Ein Großteil der jährlich rund 270.000 Schlaganfälle in Deutschland wird durch ein Blutgerinnsel ausgelöst. Dieser sogenannte Thrombus verschließt ein Blutgefäß im Gehirn, so dass Teile des Gehirns nicht mehr mit Sauerstoff versorgt werden können. Je länger der Gefäßverschluss andauert, desto mehr Nervengewebe wird unterversorgt und stirbt ab. Ob die Katheterbehandlung auch bei bereits größeren Hirninfarkten hilft, war bislang unklar. Dank der Ergebnisse einer internationalen klinischen Studie unter Leitung des Universitätsklinikums Hamburg-Eppendorf und des Universitätsklinikums Heidelberg werden auch diese Patientinnen und Patienten künftig von einer Katheterbehandlung profitieren können. Das ergab eine erste Auswertung.
Kein Ausschlusskriterium mehr?
Untersucht wurde die Behandlung von Patientinnen und Patienten mit einem akuten ischämischen Schlaganfall (Hirninfarkt), dem ein großer Gefäßverschluss zugrunde lag, der bereits zu einem größeren Infarktkern geführt hatte. Die Betroffenen wurden nach dem bei klinischen Studien üblichen Zufallsprinzip entweder der medikamentösen Standardtherapie oder zusätzlich einer Katheterbehandlung zugeteilt. Bei dieser sogenannten endovaskulären Thrombektomie wird ein Katheter unter Röntgenkontrolle von der Leiste aus in die Arterien des Gehirns vorgeschoben, um anschließend das Blutgerinnsel zu entfernen, das den Gefäßverschluss verursacht hat. Bislang wurde die Katheterbehandlung bei Schlaganfallpatientinnen und -patienten gemäß internationaler Leitlinien nur dann angewandt, wenn nachweisbar erst wenig Hirngewebe durch den Schlaganfall geschädigt worden war.
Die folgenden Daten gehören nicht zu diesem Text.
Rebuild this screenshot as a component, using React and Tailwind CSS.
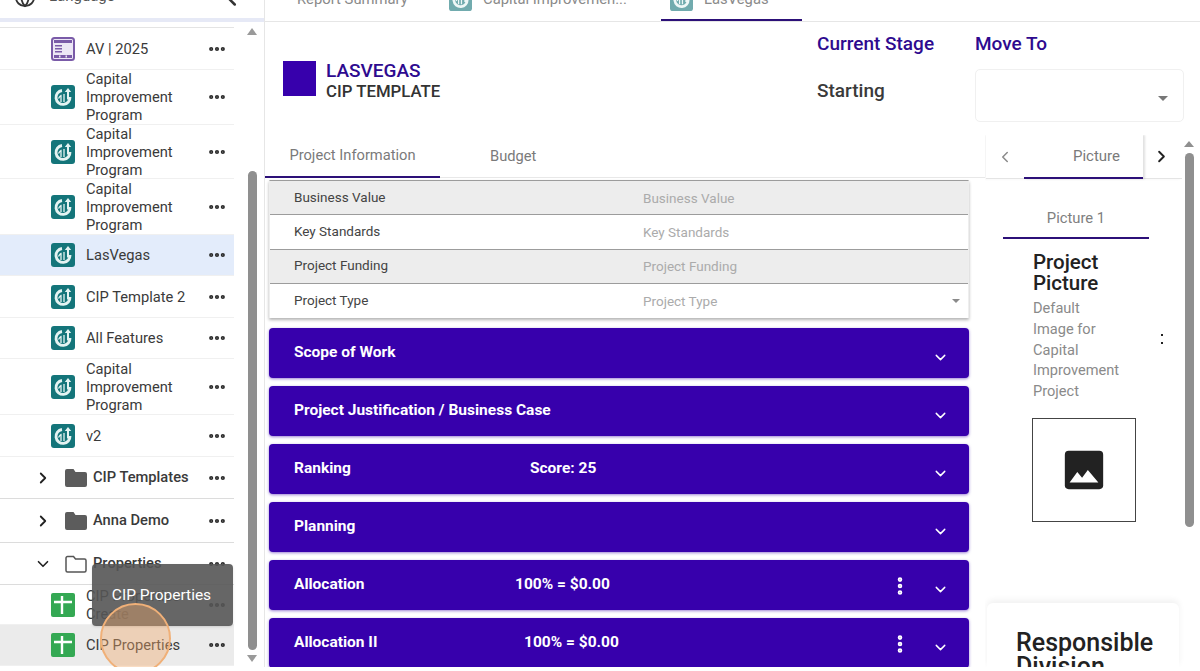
import React from "react";
import { ChevronRight, ChevronDown, ChevronLeft, MoreHorizontal, MoreVertical, Globe } from "lucide-react";

const Cip = ({ size = 24, className = "" }) => (
  <svg width={size} height={size} viewBox="0 0 24 24" className={className}>
    <rect width="24" height="24" rx="3" fill="#14757a" />
    <path d="M11 5.500a7 7 0 1 0 8 6.500" fill="none" stroke="#e4f3f2" strokeWidth="2.800" />
    <path d="M17 3l3.200 4H18v7.500h-2V7h-2.200z" fill="#e4f3f2" />
    <path d="M10 10.500V17M13 9v8M7.500 13.500c1-2 2-3 3-3.500" stroke="#e4f3f2" strokeWidth="1.300" fill="none" />
  </svg>
);
const Av = () => (
  <svg width="24" height="24" viewBox="0 0 24 24">
    <rect x="1" y="1" width="22" height="22" rx="2.500" fill="#ece7f5" stroke="#7a5ba8" strokeWidth="2" />
    <path d="M3 3h18v3H3zM4 8h7v1.500H4zM4 11h7v1.500H4zM4 14h7v1.500H4zM3 18h18v3H3z" fill="#7a5ba8" />
    <path d="M8 18.500h1.500v2H8zM14.500 18.500H16v2h-1.500z" fill="#ece7f5" />
  </svg>
);
const Sheet = () => (
  <svg width="24" height="24" viewBox="0 0 24 24">
    <rect width="24" height="24" rx="2" fill="#34a853" />
    <path d="M3 9h18M11 3v18" stroke="#fff" strokeWidth="2.400" fill="none" />
  </svg>
);
const Folder = ({ open }) =>
  open ? (
    <svg width="22" height="18" viewBox="0 0 22 18">
      <path d="M1 3a1.500 1.500 0 0 1 1.500-1.500h6L10.500 4h9A1.500 1.500 0 0 1 21 5.500v10a1.500 1.500 0 0 1-1.500 1.500h-17A1.500 1.500 0 0 1 1 15.500z" fill="#fff" stroke="#555" strokeWidth="1.500" />
    </svg>
  ) : (
    <svg width="22" height="18" viewBox="0 0 22 18">
      <path d="M0 2a2 2 0 0 1 2-2h6.500l2 3H20a2 2 0 0 1 2 2v11a2 2 0 0 1-2 2H2a2 2 0 0 1-2-2z" fill="#5c5c5c" />
    </svg>
  );

const Dots = () => <MoreHorizontal size={20} strokeWidth={3} className="text-[#2b2b2b] shrink-0" />;

const FileRow = ({ h, icon, lines, bg = "" }) => (
  <div className={`flex items-center pl-[51px] pr-[7px] border-b border-[#f0f0f0] ${bg}`} style={{ height: h }}>
    <div className="w-[35px] shrink-0 flex">{icon}</div>
    <div className="flex-1 text-[14.700px] leading-[18px] text-[#3a3a3a]">
      {lines.map((l) => (
        <div key={l}>{l}</div>
      ))}
    </div>
    <Dots />
  </div>
);

const CAP = ["Capital", "Improvement", "Program"];

const FolderRow = ({ h, label, open }) => (
  <div className="flex items-center pl-[34px] pr-[7px] border-b border-[#dcdcdc]" style={{ height: h }}>
    <div className="w-[31px] shrink-0">
      {open ? <ChevronDown size={18} strokeWidth={2.200} className="text-[#222]" /> : <ChevronRight size={18} strokeWidth={2.400} className="text-[#222]" />}
    </div>
    <div className="w-[28px] shrink-0 flex">
      <Folder open={open} />
    </div>
    <div className="flex-1 text-[14.700px] font-medium text-[#3a3a3a]">{label}</div>
    <Dots />
  </div>
);

const Sidebar = () => (
  <aside className="relative w-[265px] shrink-0 h-full flex flex-col border-r border-[#e6e6e6] overflow-hidden">
    <div className="h-[18px] shrink-0 overflow-hidden">
      <div className="flex items-center h-[24px] -mt-[15px] pl-[14px] w-full">
        <Globe size={22} className="text-[#333]" />
        <span className="ml-[13px] w-[72px] text-[15px] leading-[18px] -mt-[2px] text-[#555]">Language</span>
        <ChevronDown size={14} strokeWidth={3} className="ml-[32px] text-[#333]" />
        <ChevronLeft size={30} strokeWidth={2} className="ml-auto mr-[18px] text-[#333]" />
      </div>
    </div>
    <div className="h-[4px] shrink-0 bg-[#e6e9f6]" />
    <div className="flex flex-1 min-h-0 pt-[5px]">
      <div className="w-[234px] shrink-0 border-t border-[#e4e4e4]">
        <FileRow h={42} icon={<Av />} lines={["AV | 2025"]} />
        <FileRow h={55} icon={<Cip />} lines={CAP} />
        <FileRow h={54} icon={<Cip />} lines={CAP} />
        <FileRow h={56} icon={<Cip />} lines={CAP} />
        <FileRow h={41} icon={<Cip />} lines={["LasVegas"]} bg="bg-[#e3ecfb]" />
        <FileRow h={42} icon={<Cip />} lines={["CIP Template 2"]} />
        <FileRow h={41} icon={<Cip />} lines={["All Features"]} />
        <FileRow h={56} icon={<Cip />} lines={CAP} />
        <FileRow h={42} icon={<Cip />} lines={["v2"]} />
        <FolderRow h={42} label="CIP Templates" />
        <FolderRow h={44} label="Anna Demo" />
        <FolderRow h={42} label="Properties" open />
        <FileRow h={40} icon={<Sheet />} lines={["CIP Properties", "Create"]} />
        <FileRow h={41} icon={<Sheet />} lines={["CIP Properties"]} bg="bg-[#ebebeb]" />
      </div>
      <div className="w-[30px] flex flex-col items-center pl-[6px]">
        <div className="w-0 h-0 border-x-[5px] border-x-transparent border-b-[7px] border-b-[#9a9a9a] mt-[1px]" />
        <div className="h-[136px]" />
        <div className="w-[9px] h-[479px] rounded-full bg-[#8f8f8f]" />
        <div className="w-0 h-0 border-x-[5px] border-x-transparent border-t-[7px] border-t-[#9a9a9a] mt-[5px]" />
      </div>
    </div>
  </aside>
);

const MainTab = ({ label, icon, active, w, ml }) => (
  <div className={`h-[21px] overflow-hidden shrink-0 ${active ? "border-b-[2px] border-[#2c1078]" : ""}`} style={{ width: w, marginLeft: ml }}>
    <div className="flex items-center gap-[11px] -mt-[13px] pl-[9px] h-[24px] text-[14.800px] text-[#8a8a8a] whitespace-nowrap">
      {icon && <Cip size={23} className="opacity-60 shrink-0" />}
      <span>{label}</span>
    </div>
  </div>
);

const InfoRow = ({ label, gray, select }) => (
  <div className={`h-[34.250px] flex items-center border-b border-[#9c9c9c] text-[13.500px] ${gray ? "bg-[#ededed]" : "bg-white"}`}>
    <span className="w-[373px] pl-[24px] text-[#444] leading-[18px] -mt-[2px]">{label}</span>
    <span className="flex-1 text-[#ababab] leading-[18px]">{label}</span>
    {select && <div className="w-0 h-0 border-x-[4px] border-x-transparent border-t-[4px] border-t-[#8a8a8a] mr-[8px]" />}
  </div>
);

const Bar = ({ title, value, valueLeft, more }) => (
  <div className="relative h-[50px] shrink-0 rounded-[4px] bg-[#3700ac] shadow-[0_1px_3px_rgba(55,0,172,0.5)] text-white font-bold text-[15.500px]">
    <span className="absolute left-[25px] top-[14px] leading-[20px]">{title}</span>
    {value && <span className="absolute top-[14px] leading-[20px]" style={{ left: valueLeft }}>{value}</span>}
    {more && <MoreVertical size={22} strokeWidth={3} className="absolute left-[620px] top-[15px]" />}
    <ChevronDown size={17} strokeWidth={2} className="absolute left-[663px] top-[21px]" />
  </div>
);

const Right = () => (
  <div className="w-[215px] shrink-0 h-full flex overflow-hidden">
    <div className="w-[197px] shrink-0 h-full flex flex-col pl-[1px]">
      <div className="h-[44px] shrink-0 flex items-stretch border-b border-[#e4e4e4] shadow-[-2px_0_3px_rgba(0,0,0,0.05)]">
        <div className="w-[38px] flex items-center justify-center">
          <ChevronLeft size={18} className="text-[#8a8a8a] -ml-[1px]" />
        </div>
        <div className="w-[119px] border-b-[2px] border-[#2c1078] -mb-[1px] flex items-center justify-end pr-[23px] text-[15px] text-[#7a7a7a] shadow-[2px_0_2px_rgba(0,0,0,0.12)]">Picture</div>
        <div className="flex-1 flex items-center justify-center pr-[2px]">
          <ChevronRight size={19} strokeWidth={2.400} className="text-[#222]" />
        </div>
      </div>
      <div className="pl-[17px] pt-[21px] flex-1 min-h-0 flex flex-col">
        <div className="h-[39px] shrink-0 w-[146px] flex justify-center border-b-[2px] border-[#2c1078] text-[14.800px] text-[#808080] pt-[7px]">Picture 1</div>
        <div className="relative pl-[30px] pt-[13px]">
          <h2 className="text-[20.500px] leading-[21px] font-medium text-[#222]">
            Project<br />Picture
          </h2>
          <p className="mt-[4px] w-[90px] text-[14.600px] leading-[20.800px] text-[#8a8a8a]">Default Image for Capital Improvement Project</p>
          <div className="absolute left-[158px] top-[95px] flex flex-col gap-[6px]">
            <span className="w-[2px] h-[2px] bg-[#222]" />
            <span className="w-[2px] h-[2px] bg-[#222]" />
          </div>
          <div className="mt-[16px] -ml-[1px] w-[104px] h-[104px] border border-[#444] flex items-center justify-center">
            <svg width="46" height="46" viewBox="0 0 48 48">
              <path d="M8 4h32a4 4 0 0 1 4 4v32a4 4 0 0 1-4 4H8a4 4 0 0 1-4-4V8a4 4 0 0 1 4-4z" fill="#222" />
              <path d="M9 37l8-11 5 6 6-8 11 13z" fill="#fff" />
            </svg>
          </div>
        </div>
      </div>
      <div className="h-[64px] shrink-0 ml-[1px] mr-[3px] rounded-t-[6px] shadow-[0_-3px_6px_rgba(0,0,0,0.06)] pl-[29px] pt-[28px] overflow-hidden">
        <div className="text-[25px] leading-[24px] text-[#222] font-medium">Responsible Division</div>
      </div>
    </div>
    <div className="w-[14px] shrink-0 flex flex-col items-center pt-[6px]">
      <div className="w-0 h-0 border-x-[5px] border-x-transparent border-b-[6px] border-b-[#8f8f8f]" />
      <div className="w-[9px] h-[374px] mt-[6px] rounded-full bg-[#8f8f8f]" />
    </div>
  </div>
);

export default function App() {
  return (
    <div className="w-[1200px] h-[671px] bg-white font-['Roboto',sans-serif]">
      <div className="relative w-full h-[667px] overflow-hidden flex">
        <Sidebar />
        <main className="flex-1 min-w-0 h-full flex flex-col">
          <div className="h-[22px] shrink-0 border-b border-[#e6e6e6] flex">
            <MainTab label="Report Summary" w={150} ml={23} />
            <MainTab label="Capital Improvemen..." icon w={190} ml={2} />
            <MainTab label="LasVegas" icon w={141} ml={31} active />
          </div>
          <div className="flex flex-1 min-h-0 flex-col">
            <div className="h-[113px] shrink-0 flex">
              <div className="w-[552px] shrink-0 pl-[18px] pt-[39px] flex items-start">
                <div className="w-[33px] h-[35px] bg-[#3700ac]" />
                <div className="ml-[10px]">
                  <div className="text-[19px] leading-[20px] font-medium text-[#2e0a8f]">LASVEGAS</div>
                  <div className="text-[16.800px] leading-[20px] font-medium text-[#333]">CIP TEMPLATE</div>
                </div>
              </div>
              <div className="w-[158px] shrink-0 pt-[11px]">
                <div className="text-[19px] leading-[22px] font-medium text-[#2e0a8f]">Current Stage</div>
                <div className="mt-[25px] text-[19px] leading-[22px] font-medium text-[#3a3a3a]">Starting</div>
              </div>
              <div className="flex-1 pt-[11px]">
                <div className="text-[19px] leading-[22px] font-medium text-[#2e0a8f]">Move To</div>
                <div className="mt-[14px] w-[209px] h-[53px] rounded-[5px] border border-[#f0f0f0] flex items-end justify-end pb-[20px] pr-[15px]">
                  <div className="w-0 h-0 border-x-[5px] border-x-transparent border-t-[5px] border-t-[#777]" />
                </div>
              </div>
            </div>
            <div className="flex flex-1 min-h-0">
              <div className="w-[720px] shrink-0 flex flex-col pr-[16px] pl-[4px]">
                <div className="h-[43px] shrink-0 -ml-[4px] -mr-[16px] flex items-stretch">
                  <div className="w-[175px] border-b-[2px] border-[#2c1078] flex items-center justify-center text-[14.700px] text-[#7a7a7a]">Project Information</div>
                  <div className="flex-1 border-b border-[#e8e8e8] flex items-center pl-[50px] text-[14.700px] text-[#7a7a7a]">Budget</div>
                </div>
                <div className="mt-[2px] shrink-0 border-t border-[#9c9c9c] shadow-[0_2px_3px_rgba(0,0,0,0.3)] border-x border-x-[#eeeeee]">
                  <InfoRow label="Business Value" gray />
                  <InfoRow label="Key Standards" />
                  <InfoRow label="Project Funding" gray />
                  <div className="[&>div]:border-b-0">
                    <InfoRow label="Project Type" select />
                  </div>
                </div>
                <div className="mt-[10px] flex flex-col gap-[8px]">
                  <Bar title="Scope of Work" />
                  <Bar title="Project Justification / Business Case" />
                  <Bar title="Ranking" value="Score: 25" valueLeft={261} />
                  <Bar title="Planning" />
                  <Bar title="Allocation" value="100% = $0.00" valueLeft={246} more />
                  <Bar title="Allocation II" value="100% = $0.00" valueLeft={255} more />
                </div>
              </div>
              <Right />
            </div>
          </div>
        </main>
        <div className="absolute left-[92px] top-[564px] w-[141px] h-[62px] pt-[1px] pr-[2px] rounded-[4px] bg-[#555555]/90 flex items-center justify-center text-white text-[15.500px] shadow">CIP Properties</div>
        <div className="absolute left-[100px] top-[603px] w-[71px] h-[71px] rounded-full border-2 border-[#f0b078] bg-[#f0a868]/40" />
      </div>
    </div>
  );
}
Folgeschäden deutlich reduziert
Im Zuge der Auswertung des Krankheitsverlaufs von 253 Betroffenen zeigte sich bei der zusätzlichen Katheterbehandlung 90 Tage nach Abschluss der Therapie ein deutlich besseres klinisches Ergebnis gemäß der modifizierten Rankin-Skala (mRS), die das Maß einer Behinderung nach einem Schlaganfall beschreibt. In der Gruppe mit zusätzlicher Katheterbehandlung waren deutlich weniger Patientinnen und Patienten nach dem Schlaganfall auf dauerhafte Hilfe angewiesen (2 Prozent gegenüber 17 Prozent); 31 Prozent waren selbstständig gehfähig (gegenüber 13 Prozent in der Vergleichsgruppe). Der Anteil an Personen, die in Folge des Schlaganfalls gestorben sind oder pflegebedürftig wurden, war in dieser Gruppe um fast 20 Prozent reduziert (69 gegenüber 87 Prozent), die Zahl der Todesfälle lag um 11 Prozent niedriger (40 gegenüber 51 Prozent). Aufgrund der so bereits frühzeitig nachgewiesenen Wirksamkeit der endovaskulären Thrombektomie bei schweren Schlaganfällen wurde die Studie nach der ersten geplanten Zwischenanalyse vorzeitig beendet.
40 Schlaganfallzentren beteiligt
Die von der Europäischen Union mit über sechs Millionen Euro geförderte TENSION-Studie (Efficacy and safety of ThrombEctomy iN Stroke with extended leSION and extended time window: a randomized, controlled trial) wurde in 40 Schlaganfallzentren in acht Ländern Europas sowie in Kanada durchgeführt. Die Ergebnisse zeigten, dass eine Katheterbehandlung auch bei schweren Schlaganfällen wirksam ist, so das Fazit von Studienkoordinator Prof. Dr. Götz Thomalla, Direktor der Klinik und Poliklinik für Neurologie des Universitätsklinikums Hamburg-Eppendorf (UKE).
Bald Standardtherapie für schwere Hirninfarkte?
Diese Behandlungsmethode könne dazu beitragen, dass die betroffenen Patientinnen und Patienten weniger Folgeschäden entwickeln und ein Leben in größerer Selbstständigkeit führen. Auf dieser Grundlage ließe sich die Standardtherapie bei schweren Schlaganfällen erweiterten und die Patientenversorgung verbessern.